SALT LAKE CITY — Crowds were in line for hours to get tickets for the event with demand so high the volume of requests crashed Kingsbury Hall’s website and phone system.

He was described as “the scientific equivalent of a rock star” by Ruth Watkins, the University of Utah's senior vice president of academic affairs.

Astrophysicist Neil deGrasse Tyson, host of the "Cosmos" reboot on Fox, spoke to a crowd of almost 2,000 assembled Wednesday in Kingsbury Hall at the University of Utah. Three overflow locations on campus were filled to capacity with 1,200 people.

“Who’s old enough to remember when we used to dream about tomorrow?” Tyson asked the audience.

He spoke about the curiosity that existed in the United States in the 1960s, how people talked about the cities, food and lives of tomorrow that “came to a crashing stop” in the 1970s when America stopped going to the moon.

Tyson talked about what he called the rise and fall of science. He brought up the Golden Age of Islam, between the eighth and 11th centuries, when algebra, algorithms and Arabic numerals were invented.

Things changed in the 11th century, not only when Mongols came through but when Imam Hamid al-Ghazali began writing that all things would be controlled by divine rules, he said.

Tyson talked about how al-Ghazali’s writings influenced those who read them to believe that anything that happened was something divinely caused, instead of being the product of some external force.

“The God-willing part substitutes for curiosity, and so the natural world became the will of God instead of something you don’t understand and you want to go figure out,” he said.

The lack of Islamic reliance on science “affects the world to this day,” he said.

Tyson said he's concerned about the future of American progress as well. He showed a map that indicated which countries lead in research currently and projections for 10 years in the future. It showed the United States going from a major leader to shrinking in 10 years.

“I don’t recognize America today,” he said.

"Cosmos" attempts to reignite the nation’s curiosity about science.

“It’s a baptism into the world of science with very high-profile graphics. It’s to remind you how science works,” he said.

Tyson ended his lecture with a picture from Saturn showing Earth as a speck in the universe. He spoke about what he called the “blue dot.”

“Our planet is a lonely speck in the great enveloping cosmic dark,” Tyson said.

It is up to those on Earth to find ways to preserve the planet and life on it, he said.

“It underscores our responsibility to deal more kindly and compassionately with one another and to preserve and cherish that pale blue dot — the only home we’ve ever known,” Tyson said.

He said it is important to elect those who "recognize the value of science."

University of Utah astronomy and physics professor Dave Kieda said Tyson is able to make science appealing and engaging to wide audiences and does not belittle people when addressing their questions.

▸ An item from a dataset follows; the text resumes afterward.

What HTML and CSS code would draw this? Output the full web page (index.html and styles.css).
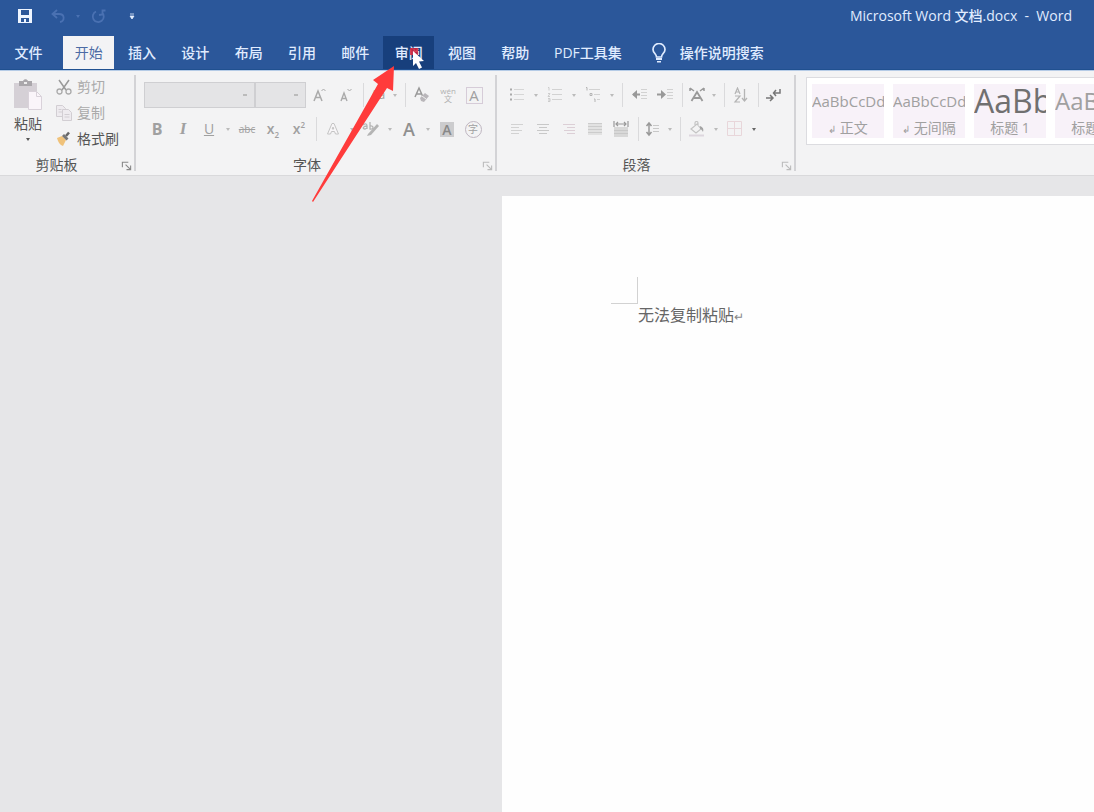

"There's a … moral imperative to open people's minds to the world," Kieda said. "Our role in society is to lift and to elevate people and to explain clearly" how the science in the world works.

It's a charge Tyson seems to take seriously in his work as a television host and author, and through his work and educational outreach with the Hayden Planetarium and American Museum of Natural History in New York, as well as his work on national and NASA commissions.

It was also evident in his treatment of his Utah audience Wednesday.

Before his lecture, Tyson met with honors undergraduate students, graduate students and faculty. After his two-hour lecture, he fielded questions from attendees for 45 minutes.

“I’m going to do two more and then the last question,” he stalled.

Afterward he signed books for those present.